### Task
Read the lines that follow and pick out every one containing the word "index".

+---+

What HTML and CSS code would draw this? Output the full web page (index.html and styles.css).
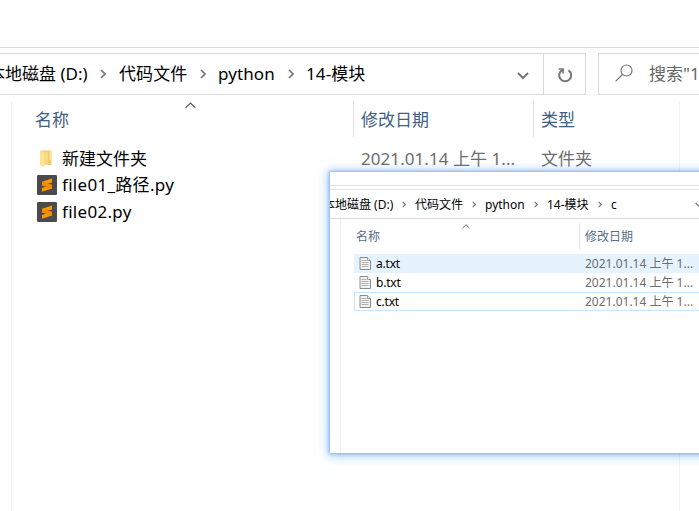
FILE: index.html
```html
<!DOCTYPE html>
<html lang="zh-CN">
<head>
<meta charset="utf-8">
<title>14-模块</title>
<link rel="stylesheet" href="styles.css">
</head>
<body>
<svg class="defs" width="0" height="0">
  <symbol id="chev" viewBox="0 0 6 10"><path d="M1 1l4 4-4 4" fill="none" stroke="#777" stroke-width="1.7"/></symbol>
  <symbol id="down" viewBox="0 0 12 8"><path d="M1 1l5 5 5-5" fill="none" stroke="#777" stroke-width="2"/></symbol>
  <symbol id="up" viewBox="0 0 10 6"><path d="M.5 5.2L5 .8l4.500 4.400" fill="none" stroke="#555" stroke-width="1.100"/></symbol>
  <symbol id="subl" viewBox="0 0 20 20">
    <rect width="20" height="20" rx="1.200" fill="#4b4b4b"/>
    <path d="M15 3.500L5 6.700v3.900l10-3.200z" fill="#ff9800"/>
    <path d="M5 12.900v3.900l10-3.200V9.700z" fill="#ff9800"/>
    <path d="M5 6.800v3.800l10 3.100V9.800z" fill="#f48b00"/>
  </symbol>
  <symbol id="txt" viewBox="0 0 12 13">
    <path d="M1 .5h7.500l3 3v9H1z" fill="#f1f1f1" stroke="#8c8c8c"/>
    <path d="M8.500.5v3h3" fill="#fff" stroke="#8c8c8c" stroke-width=".8"/>
    <path d="M2.500 3.500h5M2.500 5.500h7M2.500 7.500h7M2.500 9.500h7" stroke="#a5a5a5" stroke-width=".8"/>
  </symbol>
</svg>
<main class="explorer">
  <div class="ribbon"></div>
  <div class="toolbar">
    <div class="address">
      <div class="crumbs">
        <span class="disk">本地磁盘 (D:)</span><svg class="sep"><use href="#chev"/></svg>
        <span class="code">代码文件</span><svg class="sep"><use href="#chev"/></svg>
        <span class="py">python</span><svg class="sep"><use href="#chev"/></svg>
        <span>14-模块</span>
      </div>
      <svg class="drop"><use href="#down"/></svg>
      <div class="refresh">
        <svg width="16" height="16" viewBox="0 0 16 16" fill="none" stroke="#777" stroke-width="2"><path d="M11.500 3.300A6 6 0 1 1 5.300 3"/><path d="M1.600 2h4.500v4.600" stroke-width="1.700"/></svg>
      </div>
    </div>
    <div class="search">
      <svg width="18" height="18" viewBox="0 0 18 18" fill="none" stroke="#777" stroke-width="1.200"><circle cx="11.500" cy="6.500" r="5.500"/><path d="M7.500 10.500L.6 17.400"/></svg>
      <span>搜索"14-模块"</span>
    </div>
  </div>
  <div class="pane">
    <div class="head">
      <span class="c-name">名称<svg class="sort"><use href="#up"/></svg></span>
      <span class="c-date">修改日期</span>
      <span class="c-type">类型</span>
    </div>
    <div class="list">
      <div class="row">
        <svg class="ico" viewBox="0 0 20 20"><path d="M4 1.500h10.500V16H4z" fill="#f2cc68"/><path d="M12.500 1.500h2V11h-2z" fill="#fbe49c"/><path d="M3 1.500l4 1.700V18l-4-1.700z" fill="#ffe394"/><path d="M7 3.200h4V16H7z" fill="#f8da82"/></svg>
        <span class="fname">新建文件夹</span><span class="date">2021.01.14 上午 1...</span><span class="type">文件夹</span>
      </div>
      <div class="row"><svg class="ico"><use href="#subl"/></svg><span class="fname latin">file01_路径.py</span></div>
      <div class="row"><svg class="ico"><use href="#subl"/></svg><span class="fname latin">file02.py</span></div>
    </div>
  </div>
</main>
<section class="popup">
  <div class="inner">
    <div class="p-ribbon"></div>
    <div class="p-address">
      <div class="p-crumbs">
        <span class="disk">本地磁盘 (D:)</span><svg class="sep"><use href="#chev"/></svg>
        <span class="code">代码文件</span><svg class="sep"><use href="#chev"/></svg>
        <span class="py">python</span><svg class="sep"><use href="#chev"/></svg>
        <span class="mod">14-模块</span><svg class="sep"><use href="#chev"/></svg>
        <span>c</span>
      </div>
      <svg class="p-drop"><use href="#down"/></svg>
    </div>
    <div class="p-pane">
      <div class="p-head">
        <span class="c-name">名称<svg class="sort"><use href="#up"/></svg></span>
        <span class="c-date">修改日期</span>
      </div>
      <div class="p-list">
        <div class="p-row hover"><svg class="doc"><use href="#txt"/></svg><span class="fname">a.txt</span><span class="date">2021.01.14 上午 1...</span></div>
        <div class="p-row"><svg class="doc"><use href="#txt"/></svg><span class="fname">b.txt</span><span class="date">2021.01.14 上午 1...</span></div>
        <div class="p-row focus"><svg class="doc"><use href="#txt"/></svg><span class="fname">c.txt</span><span class="date">2021.01.14 上午 1...</span></div>
      </div>
    </div>
  </div>
</section>
</body>
</html>
```
FILE: styles.css
```css
* { box-sizing: border-box; }
body {
  margin: 0;
  width: 699px;
  height: 511px;
  overflow: hidden;
  position: relative;
  background: #fff;
  color: #000;
  font: 17px/26px "Noto Sans", "Noto Sans CJK SC", sans-serif;
  white-space: nowrap;
}
.defs { position: absolute; }
svg { flex: none; }
.explorer { display: flex; flex-direction: column; height: 511px; width: 699px; overflow: hidden; }
.ribbon { height: 48px; border-bottom: 1px solid #dadada; flex: none; }
.toolbar { display: flex; gap: 12px; margin-top: 5px; height: 42px; flex: none; }
.address { display: flex; width: 586px; flex: none; align-items: center; border: 1px solid #d9d9d9; border-left: 0; height: 42px; }
.crumbs { display: flex; align-items: center; width: 517px; overflow: hidden; letter-spacing: .1px; }
.crumbs span { flex: none; }
.crumbs .disk { width: 112px; margin-left: -12px; letter-spacing: 0; }
.crumbs .code { width: 82px; padding-left: 1px; }
.crumbs .py { width: 70px; }
.crumbs .sep { width: 6px; height: 10px; margin-right: 12px; }
.drop { width: 12px; height: 8px; margin-top: 3px; }
.refresh { margin-left: 14px; border-left: 1px solid #d9d9d9; height: 40px; width: 42px; display: flex; align-items: center; justify-content: center; padding-top: 2px; }
.search { display: flex; align-items: center; gap: 16px; width: 180px; flex: none; border: 1px solid #d9d9d9; padding-left: 16px; color: #666; }
.search svg { margin-top: -2px; }
.pane { flex: 1; margin: 6px 19px 0 11px; border-left: 1px solid #f3f3f3; border-right: 1px solid #f3f3f3; }
.head { display: flex; height: 36px; color: #44607f; line-height: 37px; }
.head .c-name { width: 342px; padding-left: 23px; border-right: 1px solid #e2e2e2; position: relative; }
.head .sort { position: absolute; left: 173px; top: 1px; width: 11px; height: 7px; }
.head .c-date { width: 180px; padding-left: 7px; border-right: 1px solid #e2e2e2; }
.head .c-type { padding-left: 7px; }
.list { padding-top: 8px; }
.row { display: flex; align-items: center; height: 27px; padding-left: 25px; }
.row + .row { position: relative; top: -1px; }
.ico { width: 20px; height: 20px; margin-right: 5px; }
.row .fname { width: 299px; }
.row .latin { letter-spacing: .3px; }
.row .date { width: 180px; color: #6d6d6d; letter-spacing: .06px; }
.row .type { color: #6d6d6d; }

.popup {
  position: absolute;
  left: 330px;
  top: 172px;
  width: 390px;
  height: 281px;
  background: #fff;
  box-shadow: 0 0 3px 1px rgba(90, 155, 235, .65), 0 1px 10px 2px rgba(90, 165, 250, .55);
  font-size: 12px;
  line-height: 18px;
}
.inner { width: 369px; height: 281px; overflow: hidden; display: flex; flex-direction: column; }
.p-ribbon { height: 14px; border-bottom: 1px solid #e2e2e2; flex: none; }
.p-address { display: flex; align-items: center; margin-top: 3px; height: 30px; border-top: 1px solid #e2e2e2; border-bottom: 1px solid #dadada; flex: none; }
.p-crumbs { display: flex; align-items: center; width: 365px; overflow: hidden; flex: none; padding-top: 1px; }
.p-crumbs span { flex: none; }
.p-crumbs .disk { width: 79px; margin-left: -7px; }
.p-crumbs .code { width: 57px; }
.p-crumbs .py { width: 49px; }
.p-crumbs .mod { width: 51px; }
.p-crumbs .sep { width: 4px; height: 7px; margin-right: 9px; }
.p-drop { width: 8px; height: 6px; margin-top: 2px; }
.p-pane { flex: 1; margin-left: 10px; border-left: 1px solid #f3f3f3; padding-top: 4px; }
.p-head { display: flex; height: 26px; line-height: 27px; color: #5a6d86; }
.p-head .c-name { width: 239px; padding-left: 15px; border-right: 1px solid #e5e5e5; position: relative; }
.p-head .sort { position: absolute; left: 121px; top: 1px; width: 8px; height: 5px; }
.p-head .c-date { padding-left: 5px; }
.p-list { padding: 5px 0 0 13px; }
.p-row { display: flex; align-items: center; height: 19px; padding-left: 5px; border: 1px solid transparent; border-width: 1px 0; }
.p-row.hover { background: #e5f3ff; }
.p-row.focus { border: 1px solid #c6e5fb; border-right: 0; padding-left: 4px; }
.doc { width: 12px; height: 13px; margin-right: 5px; }
.p-row .fname { width: 209px; letter-spacing: -.2px; }
.p-row .date { color: #6d6d6d; }
```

+---+

### Written solution
What HTML and CSS code would draw this? Output the full web page (index.html and styles.css).
FILE: index.html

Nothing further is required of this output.